▸ Short exercise
Scan the data below. Pull out each line where "index" occurs.

▸ Available data
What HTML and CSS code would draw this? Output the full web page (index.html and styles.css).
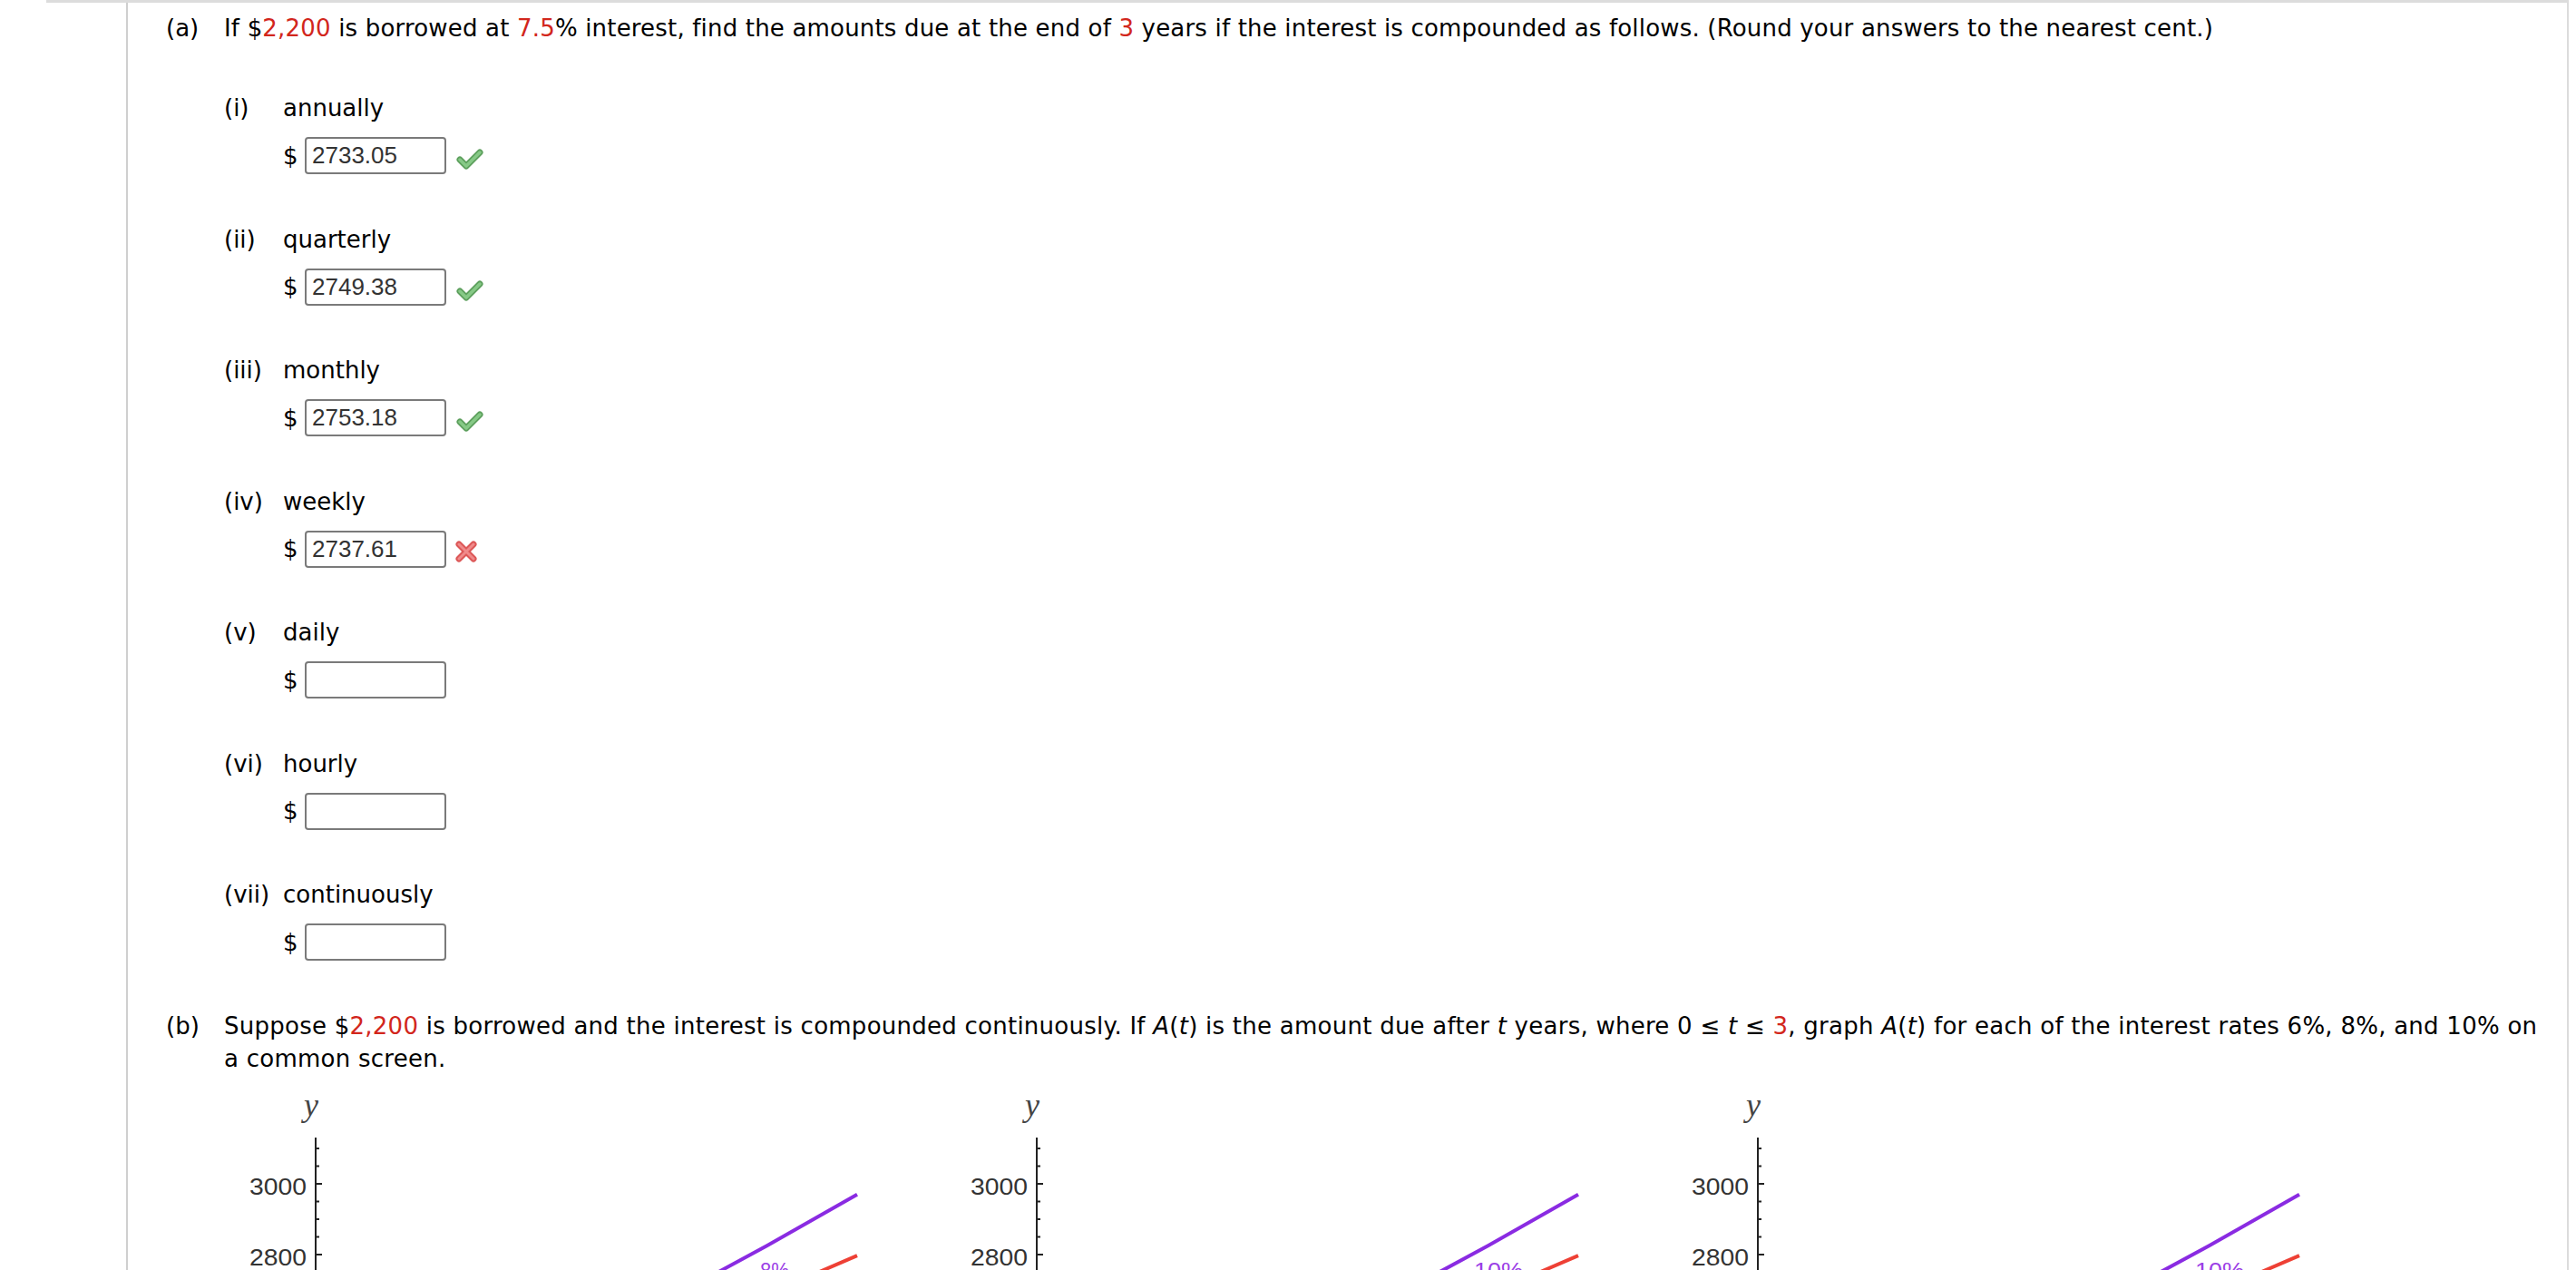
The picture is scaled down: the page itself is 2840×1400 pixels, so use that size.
FILE: index.html
```html
<!DOCTYPE html>
<html lang="en">
<head>
<meta charset="utf-8">
<title>Compound interest</title>
<link rel="stylesheet" href="styles.css">
</head>
<body>
<div class="question">
  <div class="qnum"></div>
  <div class="qbody">
    <div class="part">
      <div class="plabel">(a)</div>
      <div class="ptext">
        <p class="prompt prompt-a">If $<span class="red">2,200</span> is borrowed at <span class="red">7.5</span>% interest, find the amounts due at the end of <span class="red">3</span> years if the interest is compounded as follows. (Round your answers to the nearest cent.)</p>
        <ol class="items">
          <li class="item">
            <div class="item-head"><span class="ilabel">(i)</span><span>annually</span></div>
            <div class="answer"><span class="dollar">$</span><input class="field" type="text" value="2733.05">
              <svg class="mark check" viewBox="0 0 30 24"><path class="ck-out" d="M4 13 L11 20 L26 5"/><path class="ck-in" d="M4 13 L11 20 L26 5"/></svg></div>
          </li>
          <li class="item">
            <div class="item-head"><span class="ilabel">(ii)</span><span>quarterly</span></div>
            <div class="answer"><span class="dollar">$</span><input class="field" type="text" value="2749.38">
              <svg class="mark check" viewBox="0 0 30 24"><path class="ck-out" d="M4 13 L11 20 L26 5"/><path class="ck-in" d="M4 13 L11 20 L26 5"/></svg></div>
          </li>
          <li class="item">
            <div class="item-head"><span class="ilabel">(iii)</span><span>monthly</span></div>
            <div class="answer"><span class="dollar">$</span><input class="field" type="text" value="2753.18">
              <svg class="mark check" viewBox="0 0 30 24"><path class="ck-out" d="M4 13 L11 20 L26 5"/><path class="ck-in" d="M4 13 L11 20 L26 5"/></svg></div>
          </li>
          <li class="item">
            <div class="item-head"><span class="ilabel">(iv)</span><span>weekly</span></div>
            <div class="answer"><span class="dollar">$</span><input class="field" type="text" value="2737.61">
              <svg class="mark cross" viewBox="0 0 26 26"><path class="x-out" d="M5 5 L21 21 M21 5 L5 21"/><path class="x-in" d="M5 5 L21 21 M21 5 L5 21"/></svg></div>
          </li>
          <li class="item">
            <div class="item-head"><span class="ilabel">(v)</span><span>daily</span></div>
            <div class="answer"><span class="dollar">$</span><input class="field" type="text" value=""></div>
          </li>
          <li class="item">
            <div class="item-head"><span class="ilabel">(vi)</span><span>hourly</span></div>
            <div class="answer"><span class="dollar">$</span><input class="field" type="text" value=""></div>
          </li>
          <li class="item">
            <div class="item-head"><span class="ilabel">(vii)</span><span>continuously</span></div>
            <div class="answer"><span class="dollar">$</span><input class="field" type="text" value=""></div>
          </li>
        </ol>
      </div>
    </div>
    <div class="part">
      <div class="plabel">(b)</div>
      <div class="ptext">
        <p class="prompt">Suppose $<span class="red">2,200</span> is borrowed and the interest is compounded continuously. If <i>A</i>(<i>t</i>) is the amount due after <i>t</i> years, where 0 ≤ <i>t</i> ≤ <span class="red">3</span>, graph <i>A</i>(<i>t</i>) for each of the interest rates 6%, 8%, and 10% on<br>a common screen.</p>
        <div class="graphs">
          <svg class="graph" viewBox="0 0 795 560">
            <text class="ylab" x="88" y="39">y</text>
            <line class="axis" x1="101" y1="63" x2="101" y2="504"/>
            <path class="tick" d="M101 114h7M101 192h7M101 270h7M101 348h7M101 426h7"/>
            <path class="minor" d="M101 75h4M101 94.5h4M101 133.5h4M101 153h4M101 172.5h4M101 211.5h4M101 231h4M101 250.5h4M101 289.5h4M101 309h4M101 328.5h4M101 367.5h4M101 387h4M101 406.5h4M101 445.5h4M101 465h4M101 484.5h4"/>
            <text class="num" x="91" y="126" textLength="63" lengthAdjust="spacingAndGlyphs">3000</text>
            <text class="num" x="91" y="204" textLength="63" lengthAdjust="spacingAndGlyphs">2800</text>
            <text class="num" x="91" y="282" textLength="63" lengthAdjust="spacingAndGlyphs">2600</text>
            <text class="num" x="91" y="360" textLength="63" lengthAdjust="spacingAndGlyphs">2400</text>
            <text class="num" x="91" y="438" textLength="63" lengthAdjust="spacingAndGlyphs">2200</text>
            <line class="axis" x1="101" y1="504" x2="730" y2="504"/>
            <path class="tick" d="M300 504v-7M499 504v-7M698 504v-7"/>
            <text class="num" x="293" y="534">1</text><text class="num" x="492" y="534">2</text><text class="num" x="691" y="534">3</text>
            <text class="ylab" x="740" y="512">t</text>
            <polyline class="c10" points="101,426 200.5,382 300,335.8 399.5,287.2 499,236.1 598.5,182.3 698,125.8"/>
            <polyline class="c8" points="101,426 200.5,391 300,354.5 399.5,316.6 499,277.1 598.5,236 698,193.2"/>
            <polyline class="c6" points="101,426 200.5,399.9 300,373 399.5,345.2 499,316.6 598.5,287.2 698,256.8"/>
            <text class="lab l10" x="591" y="218" textLength="32" lengthAdjust="spacingAndGlyphs">8%</text>
            <text class="lab l8" x="640" y="262" textLength="50" lengthAdjust="spacingAndGlyphs">10%</text>
            <text class="lab l6" x="640" y="318" textLength="32" lengthAdjust="spacingAndGlyphs">6%</text>
          </svg>
          <svg class="graph" viewBox="0 0 795 560">
            <text class="ylab" x="88" y="39">y</text>
            <line class="axis" x1="101" y1="63" x2="101" y2="504"/>
            <path class="tick" d="M101 114h7M101 192h7M101 270h7M101 348h7M101 426h7"/>
            <path class="minor" d="M101 75h4M101 94.5h4M101 133.5h4M101 153h4M101 172.5h4M101 211.5h4M101 231h4M101 250.5h4M101 289.5h4M101 309h4M101 328.5h4M101 367.5h4M101 387h4M101 406.5h4M101 445.5h4M101 465h4M101 484.5h4"/>
            <text class="num" x="91" y="126" textLength="63" lengthAdjust="spacingAndGlyphs">3000</text>
            <text class="num" x="91" y="204" textLength="63" lengthAdjust="spacingAndGlyphs">2800</text>
            <text class="num" x="91" y="282" textLength="63" lengthAdjust="spacingAndGlyphs">2600</text>
            <text class="num" x="91" y="360" textLength="63" lengthAdjust="spacingAndGlyphs">2400</text>
            <text class="num" x="91" y="438" textLength="63" lengthAdjust="spacingAndGlyphs">2200</text>
            <line class="axis" x1="101" y1="504" x2="730" y2="504"/>
            <path class="tick" d="M300 504v-7M499 504v-7M698 504v-7"/>
            <text class="num" x="293" y="534">1</text><text class="num" x="492" y="534">2</text><text class="num" x="691" y="534">3</text>
            <text class="ylab" x="740" y="512">t</text>
            <polyline class="c10" points="101,426 200.5,382 300,335.8 399.5,287.2 499,236.1 598.5,182.3 698,125.8"/>
            <polyline class="c8" points="101,426 200.5,391 300,354.5 399.5,316.6 499,277.1 598.5,236 698,193.2"/>
            <polyline class="c6" points="101,426 200.5,399.9 300,373 399.5,345.2 499,316.6 598.5,287.2 698,256.8"/>
            <text class="lab l10" x="583" y="218" textLength="54" lengthAdjust="spacingAndGlyphs">10%</text>
            <text class="lab l8" x="640" y="262" textLength="32" lengthAdjust="spacingAndGlyphs">6%</text>
            <text class="lab l6" x="640" y="318" textLength="32" lengthAdjust="spacingAndGlyphs">8%</text>
          </svg>
          <svg class="graph" viewBox="0 0 795 560">
            <text class="ylab" x="88" y="39">y</text>
            <line class="axis" x1="101" y1="63" x2="101" y2="504"/>
            <path class="tick" d="M101 114h7M101 192h7M101 270h7M101 348h7M101 426h7"/>
            <path class="minor" d="M101 75h4M101 94.5h4M101 133.5h4M101 153h4M101 172.5h4M101 211.5h4M101 231h4M101 250.5h4M101 289.5h4M101 309h4M101 328.5h4M101 367.5h4M101 387h4M101 406.5h4M101 445.5h4M101 465h4M101 484.5h4"/>
            <text class="num" x="91" y="126" textLength="63" lengthAdjust="spacingAndGlyphs">3000</text>
            <text class="num" x="91" y="204" textLength="63" lengthAdjust="spacingAndGlyphs">2800</text>
            <text class="num" x="91" y="282" textLength="63" lengthAdjust="spacingAndGlyphs">2600</text>
            <text class="num" x="91" y="360" textLength="63" lengthAdjust="spacingAndGlyphs">2400</text>
            <text class="num" x="91" y="438" textLength="63" lengthAdjust="spacingAndGlyphs">2200</text>
            <line class="axis" x1="101" y1="504" x2="730" y2="504"/>
            <path class="tick" d="M300 504v-7M499 504v-7M698 504v-7"/>
            <text class="num" x="293" y="534">1</text><text class="num" x="492" y="534">2</text><text class="num" x="691" y="534">3</text>
            <text class="ylab" x="740" y="512">t</text>
            <polyline class="c10" points="101,426 200.5,382 300,335.8 399.5,287.2 499,236.1 598.5,182.3 698,125.8"/>
            <polyline class="c8" points="101,426 200.5,391 300,354.5 399.5,316.6 499,277.1 598.5,236 698,193.2"/>
            <polyline class="c6" points="101,426 200.5,399.9 300,373 399.5,345.2 499,316.6 598.5,287.2 698,256.8"/>
            <text class="lab l10" x="583" y="218" textLength="54" lengthAdjust="spacingAndGlyphs">10%</text>
            <text class="lab l8" x="640" y="262" textLength="32" lengthAdjust="spacingAndGlyphs">8%</text>
            <text class="lab l6" x="640" y="318" textLength="32" lengthAdjust="spacingAndGlyphs">6%</text>
          </svg>
        </div>
      </div>
    </div>
  </div>
</div>
</body>
</html>
```

FILE: styles.css
```css
html, body {
  margin: 0;
  padding: 0;
  background: #fff;
}
body {
  font-family: "DejaVu Sans", Verdana, sans-serif;
  font-size: 26px;
  line-height: 36px;
  color: #000;
}
.question {
  margin-left: 51px;
  width: 2781px;
  box-sizing: border-box;
  border-top: 3px solid #dcdcdc;
  border-right: 2px solid #dcdcdc;
  display: grid;
  grid-template-columns: 88px 1fr;
}
.qbody {
  border-left: 2px solid #cfcfcf;
  padding: 10px 0 0 42px;
}
.part {
  display: grid;
  grid-template-columns: 64px 1fr;
}
.prompt {
  margin: 0;
  letter-spacing: 0.25px;
}
.prompt-a {
  letter-spacing: 0.18px;
}
.red {
  color: #d2261c;
}
.items {
  list-style: none;
  margin: 52px 0 0;
  padding: 0;
}
.item {
  margin-bottom: 53.5px;
}
.item-head {
  display: grid;
  grid-template-columns: 65px auto;
}
.answer {
  display: flex;
  align-items: center;
  height: 41px;
  margin-top: 14px;
  padding-left: 65px;
}
.dollar {
  width: 24px;
  flex: none;
}
.field {
  width: 156px;
  height: 41px;
  box-sizing: border-box;
  margin: 0;
  border: 2px solid #7a7a7a;
  border-radius: 4px;
  padding: 0 6px;
  font-family: "Liberation Sans", Arial, sans-serif;
  font-size: 26px;
  color: #333;
  background: #fff;
  outline: none;
}
.mark {
  flex: none;
  margin-left: 11px;
}
.check {
  width: 30px;
  height: 24px;
  margin-top: 7px;
}
.cross {
  width: 26px;
  height: 26px;
  margin-top: 5px;
  margin-left: 9px;
}
.ck-out {
  fill: none;
  stroke: #5c9f5c;
  stroke-width: 7;
  stroke-linecap: round;
  stroke-linejoin: round;
}
.ck-in {
  fill: none;
  stroke: #86c986;
  stroke-width: 3.5;
  stroke-linecap: round;
  stroke-linejoin: round;
}
.x-out {
  fill: none;
  stroke: #dc5757;
  stroke-width: 7;
  stroke-linecap: round;
}
.x-in {
  fill: none;
  stroke: #f08a8a;
  stroke-width: 3;
  stroke-linecap: round;
}
.graphs {
  display: flex;
  margin-top: 6px;
}
.graph {
  flex: none;
  width: 795px;
  height: 560px;
  display: block;
}
.ylab {
  font-family: "Liberation Serif", "Times New Roman", serif;
  font-style: italic;
  font-size: 36px;
  fill: #444;
}
.num {
  font-family: "Liberation Sans", Arial, sans-serif;
  font-size: 26px;
  fill: #333;
  text-anchor: end;
}
.axis {
  stroke: #222;
  stroke-width: 2;
}
.tick {
  stroke: #222;
  stroke-width: 2;
  fill: none;
}
.minor {
  stroke: #222;
  stroke-width: 2;
  fill: none;
}
.c10, .c8, .c6 {
  fill: none;
  stroke-width: 4;
  stroke-linejoin: round;
}
.c10 { stroke: #8a2be2; }
.c8 { stroke: #ee4035; }
.c6 { stroke: #2f6fd6; }
.lab {
  font-family: "Liberation Sans", Arial, sans-serif;
  font-size: 24px;
}
.l10 { fill: #9b3ee6; }
.l8 { fill: #ee4035; }
.l6 { fill: #2f6fd6; }
```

▸ Task response
What HTML and CSS code would draw this? Output the full web page (index.html and styles.css).
FILE: index.html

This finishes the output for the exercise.